Consider this example:

Business A is an existing business.  Business B comes to down and asks for a TIF subsidy.  Business B would be a direct competitor of Business A.  City grants TIF to Business B.  Business B builds and competes, with a subsidy, with Business A.  Business A and Business B compete, to the disadvantage of both until one of the two goes out of business.

If Business A goes out of business, the city has replaced a tax-paying business with a non-tax-paying business.  Not smart.  If Business B is the one that fails, the city likely has a debt to pay that is now not being paid by the tax increment.  Double not smart.

Only use TIF where it adds a business that not only creates jobs, but has positive spinoff effects and does not undermine existing investments in the community.


Of course, there will be a number of communities that will not want to follow these ideas.  That is okay. Just understand that those are lifestyle decisions.  Lifestyle decisions come at a cost and that cost is rising.

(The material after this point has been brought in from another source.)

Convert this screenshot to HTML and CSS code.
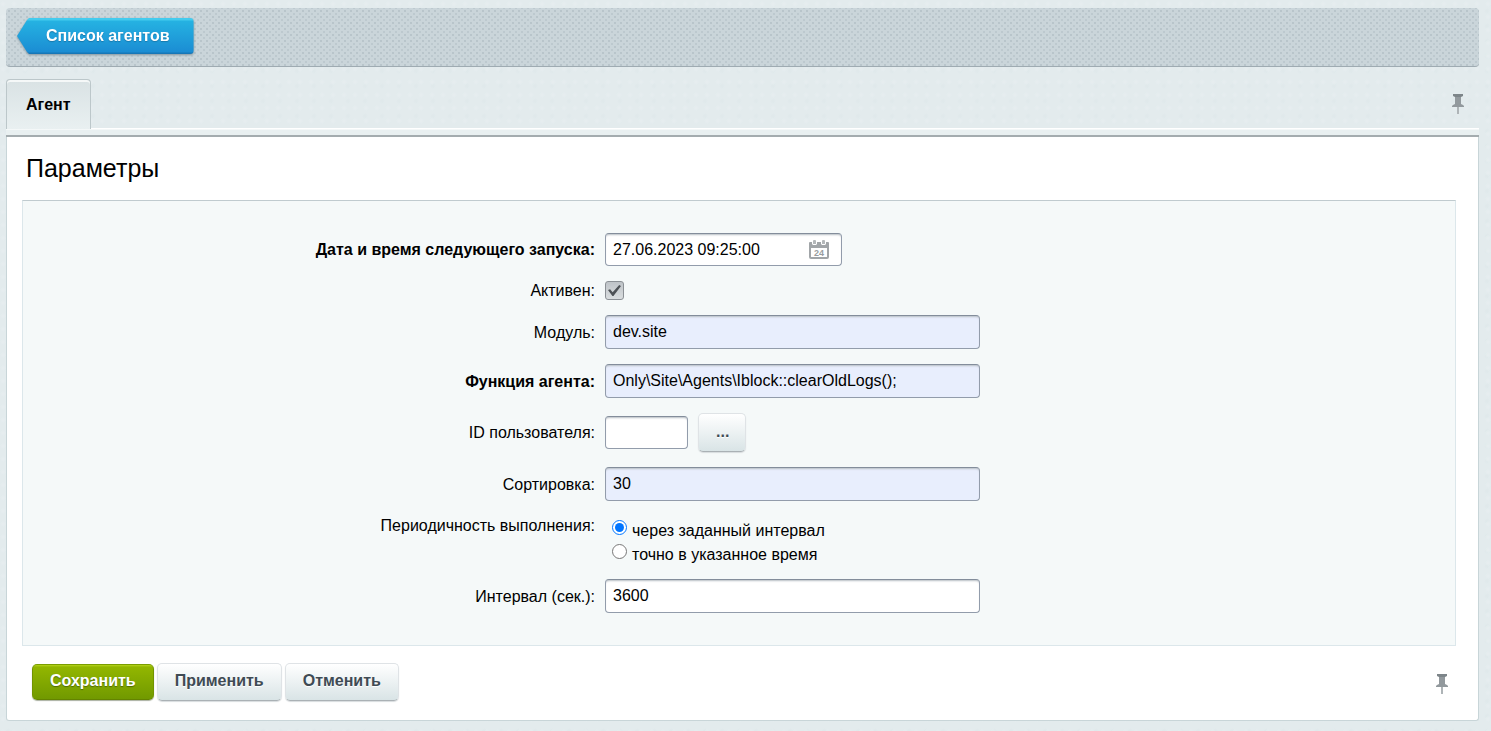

A very good man in a small town recently told me that people move to his town for a large lot outside of the city and proposals like these five here were not what people were looking for.  My response was to tell him that I loved to eat lobster.  If someone would pay the bulk of the price of lobster for me, I would eat it every day.  That would be my choice.  But since nobody is subsidizing my lobster, I typically eat Oscar Meyer hot dogs.

Our system of tax and subsidy has not allowed small towns to eat lobster, but it has allowed them to grow beyond their ability to maintain their own infrastructure systems.  These five proposals will begin to alleviate that and help small towns grow stronger, doing more with less.

(Note: To see examples of communities implementing these strategies, check out the City of Pequot Lakes, City of Emily and Crow Wing Township).